A rebours du programme de son parti, il avait également été contraint d’accepter le renforcement de la place du français dans l’enseignement public ou la légalisation du cannabis thérapeutique. Toutes ces concessions ont fini par faire plonger le parti dans une « crise identitaire », selon M. Belal, qui annonce la « clôture au Maroc du cycle des “printemps arabes” » en liaison avec l’offensive, en Tunisie, du président Kaïs Saïed contre Ennahda, parti issu de la matrice islamiste.

Nouvelle ère

 

La nouvelle ère qui s’ouvre au Maroc voit donc le grand retour de formations intimement liées au palais. Parti de notables, le RNI avait été créé en 1978 par le premier ministre de l’époque, Ahmed Osman, beau-frère du roi Hassan II, dans le but de structurer une offre électorale contre la gauche, alors très influente.

Au lendemain du « Mouvement du 20 février » de 2011, le RNI et le PAM – fondé par un conseiller du roi – étaient censés jouer le même rôle face à un PJD en pleine ascension. La mise sur orbite, en 2016, à la tête du RNI d’Aziz Akhannouch (60 ans), ministre de l’agriculture et de la pêche sans discontinuer depuis 2007, n’avait ainsi pas d’autre objectif que de préparer la future alternative au PJD.

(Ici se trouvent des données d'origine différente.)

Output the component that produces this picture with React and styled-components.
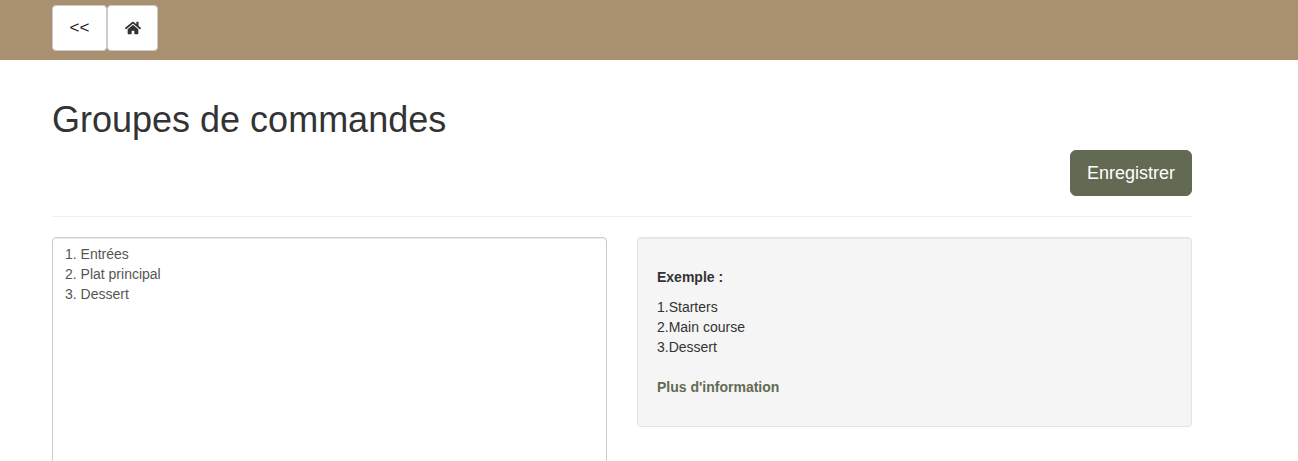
import React from "react";
import styled, { createGlobalStyle } from "styled-components";
import { FaHome } from "react-icons/fa";

const Global = createGlobalStyle`
  html, body { margin: 0; padding: 0; background: #fff; overflow: hidden; }
  body { font-family: "Liberation Sans", Arial, sans-serif; font-size: 14px; line-height: 20px; color: #333; }
  * { box-sizing: border-box; }
`;
const Header = styled.header`
  height: 60px; background: #a89070; padding: 5px 0 0 52px; display: flex; align-items: flex-start;
`;
const NavButton = styled.button`
  height: 46px; width: ${p => p.$w}px; background: #fff; border: 1px solid #ccc; border-radius: 4px;
  display: flex; align-items: center; justify-content: center; padding: 0 0 1px;
  font: 400 17px "Liberation Sans", Arial, sans-serif; color: #222;
`;
const Main = styled.main`
  width: 1140px; margin-left: 52px;
`;
const Title = styled.h1`
  margin: 0; padding-top: 40px; font-size: 36px; font-weight: 400; line-height: 40px; color: #333;
`;
const Actions = styled.div`
  display: flex; justify-content: flex-end; margin-top: 10px;
`;
const SaveButton = styled.button`
  height: 46px; width: 122px; background: #636a54; color: #fff; border: 1px solid #636a54; border-radius: 6px;
  font: 18px/24px "Liberation Sans", Arial, sans-serif; padding: 0;
`;
const Rule = styled.hr`
  margin: 20px 0; border: 0; border-top: 1px solid #eee;
`;
const Columns = styled.div`
  display: grid; grid-template-columns: 555px 555px; gap: 30px; align-items: start;
`;
const Editor = styled.textarea`
  display: block; width: 555px; height: 300px; padding: 6px 12px; border: 1px solid #ccc; border-radius: 4px;
  font: 14px/20px "Liberation Sans", Arial, sans-serif; color: #555; resize: none; outline: none;
  box-shadow: inset 0 1px 1px rgba(0,0,0,.075); background: #fff;
`;
const Well = styled.section`
  height: 190px; padding: 19px; background: #f5f5f5; border: 1px solid #e3e3e3; border-radius: 4px;
  box-shadow: inset 0 1px 1px rgba(0,0,0,.05);
`;
const Heading = styled.p`
  margin: 10px 0 10px; font-weight: bold;
`;
const Example = styled.div`
  margin-bottom: 20px;
`;
const InfoLink = styled.a`
  font-weight: bold; color: #636a54; text-decoration: none;
`;

export default function App() {
  return (
    <>
      <Global />
      <Header>
        <NavButton $w={55}>&lt;&lt;</NavButton>
        <NavButton $w={51}><FaHome size={16} color="#333" /></NavButton>
      </Header>
      <Main>
        <Title>Groupes de commandes</Title>
        <Actions><SaveButton>Enregistrer</SaveButton></Actions>
        <Rule />
        <Columns>
          <Editor readOnly value={"1. Entrées\n2. Plat principal\n3. Dessert"} />
          <Well>
            <Heading>Exemple :</Heading>
            <Example>1.Starters<br />2.Main course<br />3.Dessert</Example>
            <InfoLink href="#">Plus d'information</InfoLink>
          </Well>
        </Columns>
      </Main>
    </>
  );
}
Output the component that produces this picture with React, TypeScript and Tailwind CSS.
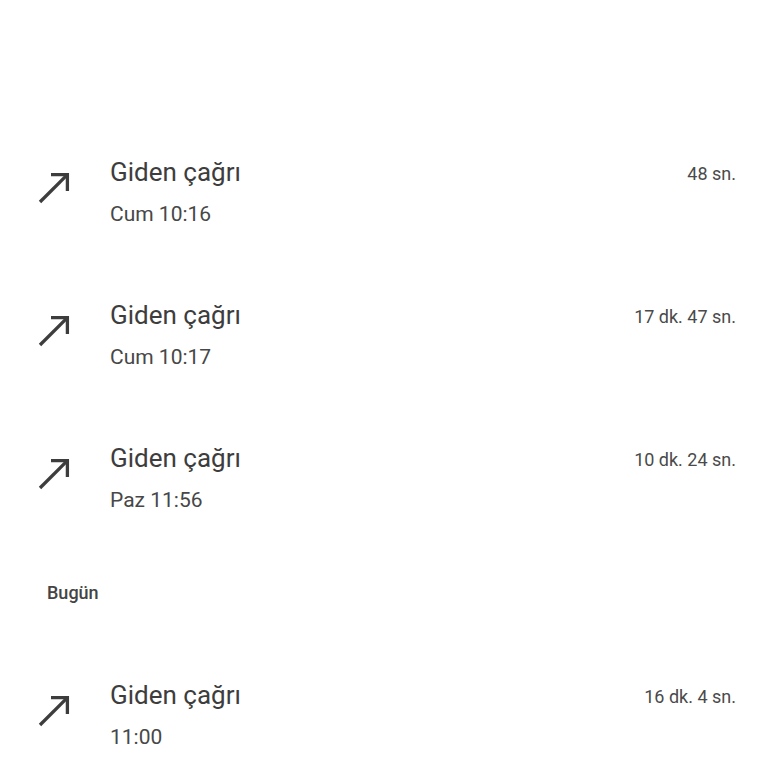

Héritier d’une fortune familiale bâtie sur la distribution des hydrocarbures – il est le patron des stations d’essence Afriquia –, M. Akhannouch avait dû batailler pour contrer les soupçons d’ententes illicites faussant la concurrence dans ce secteur. « L’ironie est que le mélange entre le pouvoir politique et le monde de l’argent, qui avait été dénoncé par le “mouvement du 20 février”, se retrouve maintenant à la tête du gouvernement », souligne M. Belal.